- Art & Culture
Historic Milanese theater, it is still one of the largest halls in the city hosting prose, dance and music shows.
For many centuries the Carcano Theater, located on Corso di Porta Romana, was one of the city's most elegant venues, selected for hosting triumphant ceremonies and joyful celebrations.
The Carcano Theater is an opera house built by Giuseppe Carcano - the first theatrical impresario - in 1803. The theater was built on the site of the former convent of St. Lazarus.
On 3 September 1803 the nobility and wealthy bourgeoisie filled the theater for opening night: the programme included Zaira taken from the drama by Voltaire, with music by Vincenzo Federici and the dance performance Alfredo il grande, set to the music written by the great Paolo Franchi.
At the time it was built, the upper floors of the Carcano Theater were occupied by private residences, a feature that would later be seen in the majority of 20th century theaters, built in basements and made recognisable by their entrances with illuminated signs.
Generally attributed to a classic model, the theater was made within a customary horseshoe plan with four tiers of boxes, a gallery, a vault decorated with stucco and gilding, a central medallion and neoclassical ornaments.

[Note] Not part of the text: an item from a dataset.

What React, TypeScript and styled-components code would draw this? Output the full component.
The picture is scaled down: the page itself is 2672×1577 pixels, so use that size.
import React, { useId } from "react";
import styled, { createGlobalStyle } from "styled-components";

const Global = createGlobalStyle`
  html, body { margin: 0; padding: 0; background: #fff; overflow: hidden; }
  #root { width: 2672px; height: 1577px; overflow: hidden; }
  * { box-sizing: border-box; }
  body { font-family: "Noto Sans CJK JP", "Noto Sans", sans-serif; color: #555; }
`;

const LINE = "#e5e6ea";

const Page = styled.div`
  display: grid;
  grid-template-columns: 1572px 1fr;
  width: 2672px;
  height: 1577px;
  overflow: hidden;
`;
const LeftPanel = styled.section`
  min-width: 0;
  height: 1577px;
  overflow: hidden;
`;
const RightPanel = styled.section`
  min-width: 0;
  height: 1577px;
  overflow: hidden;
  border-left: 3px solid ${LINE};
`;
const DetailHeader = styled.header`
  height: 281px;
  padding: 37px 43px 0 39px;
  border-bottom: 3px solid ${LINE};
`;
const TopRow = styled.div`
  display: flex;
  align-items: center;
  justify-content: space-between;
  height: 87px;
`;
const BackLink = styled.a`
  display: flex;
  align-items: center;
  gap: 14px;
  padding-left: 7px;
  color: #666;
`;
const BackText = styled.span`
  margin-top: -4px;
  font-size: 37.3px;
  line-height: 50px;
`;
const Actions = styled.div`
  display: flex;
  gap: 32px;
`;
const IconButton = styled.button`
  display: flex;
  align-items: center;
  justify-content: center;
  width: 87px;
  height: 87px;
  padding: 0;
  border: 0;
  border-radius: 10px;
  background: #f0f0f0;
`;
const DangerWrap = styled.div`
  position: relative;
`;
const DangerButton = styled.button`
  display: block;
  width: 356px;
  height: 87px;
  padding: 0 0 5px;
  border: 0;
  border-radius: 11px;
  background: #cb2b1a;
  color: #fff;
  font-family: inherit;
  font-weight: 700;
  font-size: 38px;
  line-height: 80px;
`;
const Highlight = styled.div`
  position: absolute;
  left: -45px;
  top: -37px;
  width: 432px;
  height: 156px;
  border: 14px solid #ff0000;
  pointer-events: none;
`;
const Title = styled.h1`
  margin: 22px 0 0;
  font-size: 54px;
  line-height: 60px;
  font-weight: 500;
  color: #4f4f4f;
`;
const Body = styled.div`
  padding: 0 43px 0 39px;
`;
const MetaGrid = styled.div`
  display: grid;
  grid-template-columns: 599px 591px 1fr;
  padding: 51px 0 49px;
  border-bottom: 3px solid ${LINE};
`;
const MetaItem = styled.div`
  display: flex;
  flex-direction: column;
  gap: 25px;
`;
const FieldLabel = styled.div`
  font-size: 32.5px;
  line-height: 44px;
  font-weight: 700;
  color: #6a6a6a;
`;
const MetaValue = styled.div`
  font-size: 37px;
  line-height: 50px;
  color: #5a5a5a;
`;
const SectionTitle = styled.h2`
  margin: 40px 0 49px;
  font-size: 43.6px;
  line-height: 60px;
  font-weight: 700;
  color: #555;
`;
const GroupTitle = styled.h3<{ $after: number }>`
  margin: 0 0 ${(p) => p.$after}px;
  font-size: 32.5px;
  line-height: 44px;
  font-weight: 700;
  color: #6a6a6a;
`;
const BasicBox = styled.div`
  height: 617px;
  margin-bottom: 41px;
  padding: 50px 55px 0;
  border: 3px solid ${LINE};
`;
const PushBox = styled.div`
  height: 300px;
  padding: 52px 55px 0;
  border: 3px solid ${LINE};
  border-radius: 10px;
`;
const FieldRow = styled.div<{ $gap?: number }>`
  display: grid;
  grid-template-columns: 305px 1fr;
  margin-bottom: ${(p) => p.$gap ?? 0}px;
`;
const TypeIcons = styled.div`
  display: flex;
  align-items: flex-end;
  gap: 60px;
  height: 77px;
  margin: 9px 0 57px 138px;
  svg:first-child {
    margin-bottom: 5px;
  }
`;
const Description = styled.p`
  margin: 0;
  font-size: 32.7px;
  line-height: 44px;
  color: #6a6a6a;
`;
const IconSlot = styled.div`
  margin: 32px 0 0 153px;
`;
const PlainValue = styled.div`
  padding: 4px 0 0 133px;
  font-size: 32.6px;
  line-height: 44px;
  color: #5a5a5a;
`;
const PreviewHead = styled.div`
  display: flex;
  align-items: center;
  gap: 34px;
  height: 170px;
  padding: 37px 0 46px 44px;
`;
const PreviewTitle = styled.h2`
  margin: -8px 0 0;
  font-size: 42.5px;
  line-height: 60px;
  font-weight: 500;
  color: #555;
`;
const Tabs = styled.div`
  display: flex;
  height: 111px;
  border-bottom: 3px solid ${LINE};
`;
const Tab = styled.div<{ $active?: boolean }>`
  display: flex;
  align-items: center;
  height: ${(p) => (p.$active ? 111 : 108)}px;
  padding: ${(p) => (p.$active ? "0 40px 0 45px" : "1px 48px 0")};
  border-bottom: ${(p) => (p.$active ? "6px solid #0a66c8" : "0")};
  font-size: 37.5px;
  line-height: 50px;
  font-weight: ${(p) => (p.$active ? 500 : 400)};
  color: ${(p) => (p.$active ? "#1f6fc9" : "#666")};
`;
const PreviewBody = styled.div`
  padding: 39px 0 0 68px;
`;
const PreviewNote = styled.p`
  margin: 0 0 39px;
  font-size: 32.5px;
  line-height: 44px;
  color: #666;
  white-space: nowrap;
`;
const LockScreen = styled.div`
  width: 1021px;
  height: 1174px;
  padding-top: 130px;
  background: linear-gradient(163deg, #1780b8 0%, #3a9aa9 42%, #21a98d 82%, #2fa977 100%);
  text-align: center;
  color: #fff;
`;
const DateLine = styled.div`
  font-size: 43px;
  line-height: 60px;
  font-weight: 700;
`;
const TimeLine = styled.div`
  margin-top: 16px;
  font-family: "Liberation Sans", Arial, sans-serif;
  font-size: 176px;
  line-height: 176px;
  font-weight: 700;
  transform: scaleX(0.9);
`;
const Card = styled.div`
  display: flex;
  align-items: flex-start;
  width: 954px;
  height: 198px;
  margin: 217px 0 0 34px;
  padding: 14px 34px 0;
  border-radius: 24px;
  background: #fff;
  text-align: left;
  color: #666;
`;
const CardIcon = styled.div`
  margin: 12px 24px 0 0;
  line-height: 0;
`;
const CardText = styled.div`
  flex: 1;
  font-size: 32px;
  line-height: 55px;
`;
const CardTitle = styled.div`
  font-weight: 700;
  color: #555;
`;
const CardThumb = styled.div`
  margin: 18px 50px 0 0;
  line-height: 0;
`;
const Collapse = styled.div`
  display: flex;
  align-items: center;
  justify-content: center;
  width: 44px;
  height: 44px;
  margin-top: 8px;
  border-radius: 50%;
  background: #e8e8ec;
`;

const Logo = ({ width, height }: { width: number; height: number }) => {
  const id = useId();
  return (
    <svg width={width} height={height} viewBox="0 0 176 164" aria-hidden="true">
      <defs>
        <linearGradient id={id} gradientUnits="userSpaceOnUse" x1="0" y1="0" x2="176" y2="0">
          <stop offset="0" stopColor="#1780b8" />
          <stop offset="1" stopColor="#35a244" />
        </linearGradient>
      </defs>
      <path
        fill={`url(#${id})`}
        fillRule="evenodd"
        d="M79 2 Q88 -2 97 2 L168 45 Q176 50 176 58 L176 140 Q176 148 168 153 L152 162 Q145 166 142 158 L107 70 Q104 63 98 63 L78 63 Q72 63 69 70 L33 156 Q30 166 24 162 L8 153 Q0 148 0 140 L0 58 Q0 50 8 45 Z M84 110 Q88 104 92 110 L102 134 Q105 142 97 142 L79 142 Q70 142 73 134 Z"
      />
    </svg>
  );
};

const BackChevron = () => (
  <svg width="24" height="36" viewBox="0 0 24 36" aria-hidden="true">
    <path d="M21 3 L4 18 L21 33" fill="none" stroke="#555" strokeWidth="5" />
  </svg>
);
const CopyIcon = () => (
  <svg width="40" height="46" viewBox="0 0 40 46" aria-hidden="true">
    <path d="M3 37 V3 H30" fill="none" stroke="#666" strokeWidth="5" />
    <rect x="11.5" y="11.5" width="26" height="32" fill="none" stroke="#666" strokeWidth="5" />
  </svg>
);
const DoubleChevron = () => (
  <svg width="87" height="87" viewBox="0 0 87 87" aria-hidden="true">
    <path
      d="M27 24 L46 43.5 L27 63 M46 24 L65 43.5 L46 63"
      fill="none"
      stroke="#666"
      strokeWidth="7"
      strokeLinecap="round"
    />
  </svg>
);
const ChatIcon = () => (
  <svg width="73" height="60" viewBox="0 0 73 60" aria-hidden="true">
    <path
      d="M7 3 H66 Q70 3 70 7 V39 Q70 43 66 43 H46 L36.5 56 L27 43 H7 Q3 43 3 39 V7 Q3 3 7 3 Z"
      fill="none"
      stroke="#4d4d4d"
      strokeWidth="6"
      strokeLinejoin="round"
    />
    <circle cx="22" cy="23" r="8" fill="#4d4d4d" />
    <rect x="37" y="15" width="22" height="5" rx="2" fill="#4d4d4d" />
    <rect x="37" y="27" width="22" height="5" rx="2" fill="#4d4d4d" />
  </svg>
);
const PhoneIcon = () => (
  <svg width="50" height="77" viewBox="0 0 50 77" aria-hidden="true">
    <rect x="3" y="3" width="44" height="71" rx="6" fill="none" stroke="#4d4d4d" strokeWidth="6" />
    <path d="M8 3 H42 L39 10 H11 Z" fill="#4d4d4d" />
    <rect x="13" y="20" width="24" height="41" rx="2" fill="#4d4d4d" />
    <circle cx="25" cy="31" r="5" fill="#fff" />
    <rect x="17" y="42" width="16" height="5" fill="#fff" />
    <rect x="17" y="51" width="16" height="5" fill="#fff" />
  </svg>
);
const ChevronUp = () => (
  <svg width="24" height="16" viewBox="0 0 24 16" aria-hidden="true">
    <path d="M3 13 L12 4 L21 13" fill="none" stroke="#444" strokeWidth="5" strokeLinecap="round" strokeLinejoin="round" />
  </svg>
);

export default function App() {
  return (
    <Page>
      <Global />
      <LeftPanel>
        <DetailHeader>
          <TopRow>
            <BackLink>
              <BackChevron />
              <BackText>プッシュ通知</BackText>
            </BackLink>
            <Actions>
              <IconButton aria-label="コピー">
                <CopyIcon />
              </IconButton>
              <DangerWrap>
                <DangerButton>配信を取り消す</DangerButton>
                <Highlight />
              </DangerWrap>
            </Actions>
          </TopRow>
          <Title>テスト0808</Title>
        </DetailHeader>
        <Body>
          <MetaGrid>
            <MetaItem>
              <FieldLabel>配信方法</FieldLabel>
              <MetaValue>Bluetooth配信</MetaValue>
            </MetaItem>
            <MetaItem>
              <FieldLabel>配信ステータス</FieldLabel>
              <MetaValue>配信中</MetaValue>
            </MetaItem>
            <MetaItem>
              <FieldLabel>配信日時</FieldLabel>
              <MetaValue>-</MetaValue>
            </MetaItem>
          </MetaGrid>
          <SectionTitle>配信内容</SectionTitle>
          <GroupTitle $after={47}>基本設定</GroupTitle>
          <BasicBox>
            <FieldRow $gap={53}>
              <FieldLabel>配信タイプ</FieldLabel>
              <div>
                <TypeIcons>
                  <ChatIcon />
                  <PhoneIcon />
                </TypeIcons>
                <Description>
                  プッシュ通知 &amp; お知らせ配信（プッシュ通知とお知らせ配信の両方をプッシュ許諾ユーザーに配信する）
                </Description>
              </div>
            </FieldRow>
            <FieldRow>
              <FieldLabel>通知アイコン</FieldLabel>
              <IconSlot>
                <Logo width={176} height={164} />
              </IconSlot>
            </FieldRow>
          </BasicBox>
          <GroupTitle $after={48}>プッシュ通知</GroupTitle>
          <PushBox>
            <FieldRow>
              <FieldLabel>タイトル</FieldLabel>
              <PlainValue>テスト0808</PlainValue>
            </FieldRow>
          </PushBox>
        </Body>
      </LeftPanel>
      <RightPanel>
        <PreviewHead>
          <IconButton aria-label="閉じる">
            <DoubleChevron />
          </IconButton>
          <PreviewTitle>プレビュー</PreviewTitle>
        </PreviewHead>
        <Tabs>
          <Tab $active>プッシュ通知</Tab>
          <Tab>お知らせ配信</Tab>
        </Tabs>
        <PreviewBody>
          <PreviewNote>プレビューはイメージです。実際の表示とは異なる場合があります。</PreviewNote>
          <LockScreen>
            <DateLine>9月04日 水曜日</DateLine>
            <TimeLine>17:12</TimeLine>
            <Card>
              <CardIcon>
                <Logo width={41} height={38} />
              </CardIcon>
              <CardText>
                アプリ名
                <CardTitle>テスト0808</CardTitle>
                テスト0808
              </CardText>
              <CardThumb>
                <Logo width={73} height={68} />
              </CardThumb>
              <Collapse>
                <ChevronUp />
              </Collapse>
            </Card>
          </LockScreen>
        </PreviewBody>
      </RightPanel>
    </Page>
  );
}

It was closed in 1904, demolished in 1913 and rebuilt in subsequent years by Moretti. In 1948 it was converted into a cinema - Cinema Arcadia - and in the early '80s it was once again used as a theater following a radical restructuring project.
Under the artistic direction of Giulio Bosetti - from 1997 until his death in December 2009 - the Carcano has distinguished itself as a theater devoted primarily to prose, with a focus on the scripts when compiling the theater season, the stage design, the prestige of the actors to the promotion and diffusion of culture in a place accessible to everyone, ready to meet the needs and desires of audiences of all ages.